Dataset section:
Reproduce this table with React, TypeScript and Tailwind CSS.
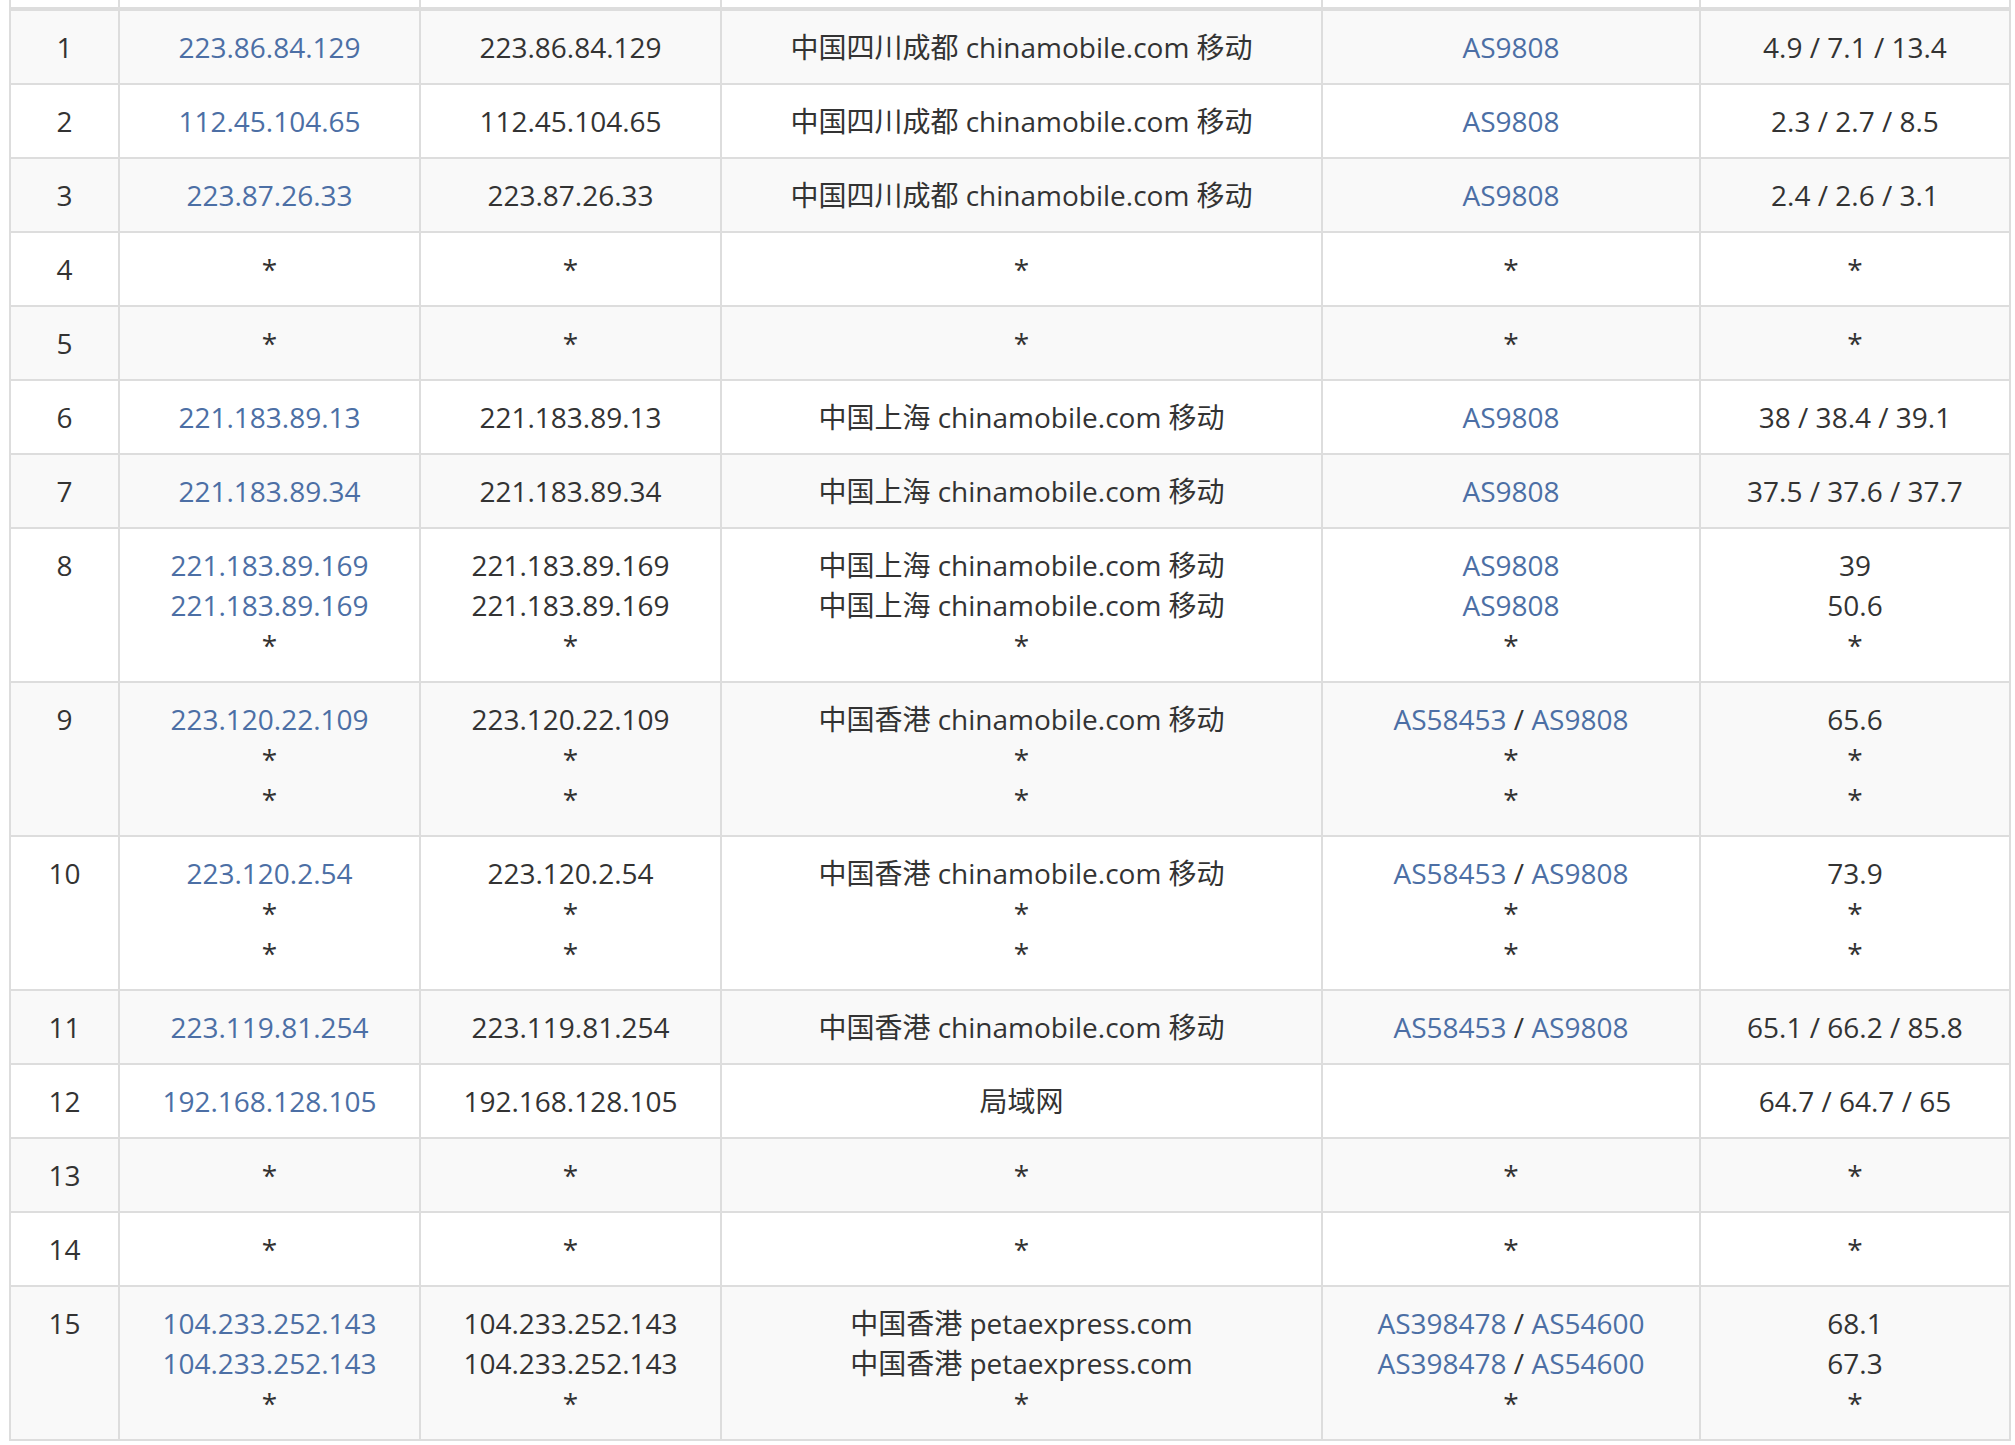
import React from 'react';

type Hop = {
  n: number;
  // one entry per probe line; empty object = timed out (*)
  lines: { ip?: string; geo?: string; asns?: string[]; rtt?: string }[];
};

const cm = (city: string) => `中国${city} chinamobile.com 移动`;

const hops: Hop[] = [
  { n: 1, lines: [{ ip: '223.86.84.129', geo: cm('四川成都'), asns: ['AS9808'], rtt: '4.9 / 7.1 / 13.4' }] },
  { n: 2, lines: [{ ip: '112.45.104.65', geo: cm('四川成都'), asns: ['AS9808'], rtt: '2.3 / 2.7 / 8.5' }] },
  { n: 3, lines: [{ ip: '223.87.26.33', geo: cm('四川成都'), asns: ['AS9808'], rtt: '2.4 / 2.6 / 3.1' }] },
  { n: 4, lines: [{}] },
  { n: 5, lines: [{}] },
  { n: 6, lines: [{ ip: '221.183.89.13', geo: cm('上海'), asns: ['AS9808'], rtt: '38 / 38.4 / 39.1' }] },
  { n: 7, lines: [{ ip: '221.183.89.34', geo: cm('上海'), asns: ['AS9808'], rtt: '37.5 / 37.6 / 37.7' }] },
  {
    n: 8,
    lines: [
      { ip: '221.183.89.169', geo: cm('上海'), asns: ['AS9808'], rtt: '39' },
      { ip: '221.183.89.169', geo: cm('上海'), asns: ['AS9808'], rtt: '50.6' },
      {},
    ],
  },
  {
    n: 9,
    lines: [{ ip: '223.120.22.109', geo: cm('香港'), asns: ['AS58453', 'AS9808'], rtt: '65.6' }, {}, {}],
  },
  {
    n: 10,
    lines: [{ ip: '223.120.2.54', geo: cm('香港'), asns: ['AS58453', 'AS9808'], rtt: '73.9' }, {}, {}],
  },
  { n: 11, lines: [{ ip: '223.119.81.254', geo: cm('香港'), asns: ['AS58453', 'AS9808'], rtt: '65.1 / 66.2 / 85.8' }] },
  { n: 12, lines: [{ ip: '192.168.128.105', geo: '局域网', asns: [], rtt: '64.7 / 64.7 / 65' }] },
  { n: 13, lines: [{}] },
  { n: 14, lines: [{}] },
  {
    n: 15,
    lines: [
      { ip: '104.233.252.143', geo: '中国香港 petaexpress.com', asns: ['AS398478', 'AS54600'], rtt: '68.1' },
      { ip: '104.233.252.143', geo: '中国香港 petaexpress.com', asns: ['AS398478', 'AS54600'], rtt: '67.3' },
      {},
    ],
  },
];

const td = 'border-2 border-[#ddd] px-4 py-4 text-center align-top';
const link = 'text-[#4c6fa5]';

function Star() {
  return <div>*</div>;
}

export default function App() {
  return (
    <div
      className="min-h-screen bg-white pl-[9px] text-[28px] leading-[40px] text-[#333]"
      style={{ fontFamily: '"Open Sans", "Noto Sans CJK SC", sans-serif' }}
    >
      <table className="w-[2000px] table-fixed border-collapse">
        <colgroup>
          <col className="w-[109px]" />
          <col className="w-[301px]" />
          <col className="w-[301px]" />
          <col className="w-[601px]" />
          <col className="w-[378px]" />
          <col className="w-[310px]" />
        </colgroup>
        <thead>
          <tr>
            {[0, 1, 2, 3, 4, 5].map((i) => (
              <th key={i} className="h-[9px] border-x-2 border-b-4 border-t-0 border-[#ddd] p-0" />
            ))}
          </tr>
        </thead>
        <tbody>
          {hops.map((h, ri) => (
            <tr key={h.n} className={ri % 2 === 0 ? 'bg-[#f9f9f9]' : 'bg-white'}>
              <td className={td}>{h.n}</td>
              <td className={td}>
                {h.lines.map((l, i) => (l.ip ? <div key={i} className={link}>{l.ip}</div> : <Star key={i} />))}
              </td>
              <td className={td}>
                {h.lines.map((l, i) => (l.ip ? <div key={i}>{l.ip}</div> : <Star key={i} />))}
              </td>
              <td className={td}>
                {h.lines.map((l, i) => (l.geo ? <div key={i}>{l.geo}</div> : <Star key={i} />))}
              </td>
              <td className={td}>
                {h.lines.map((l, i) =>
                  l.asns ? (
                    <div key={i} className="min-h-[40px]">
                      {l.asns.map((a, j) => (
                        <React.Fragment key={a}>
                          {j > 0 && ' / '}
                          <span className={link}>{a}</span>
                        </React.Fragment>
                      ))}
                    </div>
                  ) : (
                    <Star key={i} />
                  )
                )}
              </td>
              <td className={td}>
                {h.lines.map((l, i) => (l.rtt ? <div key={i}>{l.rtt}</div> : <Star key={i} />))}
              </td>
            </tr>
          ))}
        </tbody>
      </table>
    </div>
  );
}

Directive:
Every line above should be returned exactly; the pictures stay out.

Solution to the exercise:
Reproduce this table with React, TypeScript and Tailwind CSS.
import React from 'react';

type Hop = {
  n: number;
  // one entry per probe line; empty object = timed out (*)
  lines: { ip?: string; geo?: string; asns?: string[]; rtt?: string }[];
};

const cm = (city: string) => `中国${city} chinamobile.com 移动`;

const hops: Hop[] = [
  { n: 1, lines: [{ ip: '223.86.84.129', geo: cm('四川成都'), asns: ['AS9808'], rtt: '4.9 / 7.1 / 13.4' }] },
  { n: 2, lines: [{ ip: '112.45.104.65', geo: cm('四川成都'), asns: ['AS9808'], rtt: '2.3 / 2.7 / 8.5' }] },
  { n: 3, lines: [{ ip: '223.87.26.33', geo: cm('四川成都'), asns: ['AS9808'], rtt: '2.4 / 2.6 / 3.1' }] },
  { n: 4, lines: [{}] },
  { n: 5, lines: [{}] },
  { n: 6, lines: [{ ip: '221.183.89.13', geo: cm('上海'), asns: ['AS9808'], rtt: '38 / 38.4 / 39.1' }] },
  { n: 7, lines: [{ ip: '221.183.89.34', geo: cm('上海'), asns: ['AS9808'], rtt: '37.5 / 37.6 / 37.7' }] },
  {
    n: 8,
    lines: [
      { ip: '221.183.89.169', geo: cm('上海'), asns: ['AS9808'], rtt: '39' },
      { ip: '221.183.89.169', geo: cm('上海'), asns: ['AS9808'], rtt: '50.6' },
      {},
    ],
  },
  {
    n: 9,
    lines: [{ ip: '223.120.22.109', geo: cm('香港'), asns: ['AS58453', 'AS9808'], rtt: '65.6' }, {}, {}],
  },
  {
    n: 10,
    lines: [{ ip: '223.120.2.54', geo: cm('香港'), asns: ['AS58453', 'AS9808'], rtt: '73.9' }, {}, {}],
  },
  { n: 11, lines: [{ ip: '223.119.81.254', geo: cm('香港'), asns: ['AS58453', 'AS9808'], rtt: '65.1 / 66.2 / 85.8' }] },
  { n: 12, lines: [{ ip: '192.168.128.105', geo: '局域网', asns: [], rtt: '64.7 / 64.7 / 65' }] },
  { n: 13, lines: [{}] },
  { n: 14, lines: [{}] },
  {
    n: 15,
    lines: [
      { ip: '104.233.252.143', geo: '中国香港 petaexpress.com', asns: ['AS398478', 'AS54600'], rtt: '68.1' },
      { ip: '104.233.252.143', geo: '中国香港 petaexpress.com', asns: ['AS398478', 'AS54600'], rtt: '67.3' },
      {},
    ],
  },
];

const td = 'border-2 border-[#ddd] px-4 py-4 text-center align-top';
const link = 'text-[#4c6fa5]';

function Star() {
  return <div>*</div>;
}

export default function App() {
  return (
    <div
      className="min-h-screen bg-white pl-[9px] text-[28px] leading-[40px] text-[#333]"
      style={{ fontFamily: '"Open Sans", "Noto Sans CJK SC", sans-serif' }}
    >
      <table className="w-[2000px] table-fixed border-collapse">
        <colgroup>
          <col className="w-[109px]" />
          <col className="w-[301px]" />
          <col className="w-[301px]" />
          <col className="w-[601px]" />
          <col className="w-[378px]" />
          <col className="w-[310px]" />
        </colgroup>
        <thead>
          <tr>
            {[0, 1, 2, 3, 4, 5].map((i) => (
              <th key={i} className="h-[9px] border-x-2 border-b-4 border-t-0 border-[#ddd] p-0" />
            ))}
          </tr>
        </thead>
        <tbody>
          {hops.map((h, ri) => (
            <tr key={h.n} className={ri % 2 === 0 ? 'bg-[#f9f9f9]' : 'bg-white'}>
              <td className={td}>{h.n}</td>
              <td className={td}>
                {h.lines.map((l, i) => (l.ip ? <div key={i} className={link}>{l.ip}</div> : <Star key={i} />))}
              </td>
              <td className={td}>
                {h.lines.map((l, i) => (l.ip ? <div key={i}>{l.ip}</div> : <Star key={i} />))}
              </td>
              <td className={td}>
                {h.lines.map((l, i) => (l.geo ? <div key={i}>{l.geo}</div> : <Star key={i} />))}
              </td>
              <td className={td}>
                {h.lines.map((l, i) =>
                  l.asns ? (
                    <div key={i} className="min-h-[40px]">
                      {l.asns.map((a, j) => (
                        <React.Fragment key={a}>
                          {j > 0 && ' / '}
                          <span className={link}>{a}</span>
                        </React.Fragment>
                      ))}
                    </div>
                  ) : (
                    <Star key={i} />
                  )
                )}
              </td>
              <td className={td}>
                {h.lines.map((l, i) => (l.rtt ? <div key={i}>{l.rtt}</div> : <Star key={i} />))}
              </td>
            </tr>
          ))}
        </tbody>
      </table>
    </div>
  );
}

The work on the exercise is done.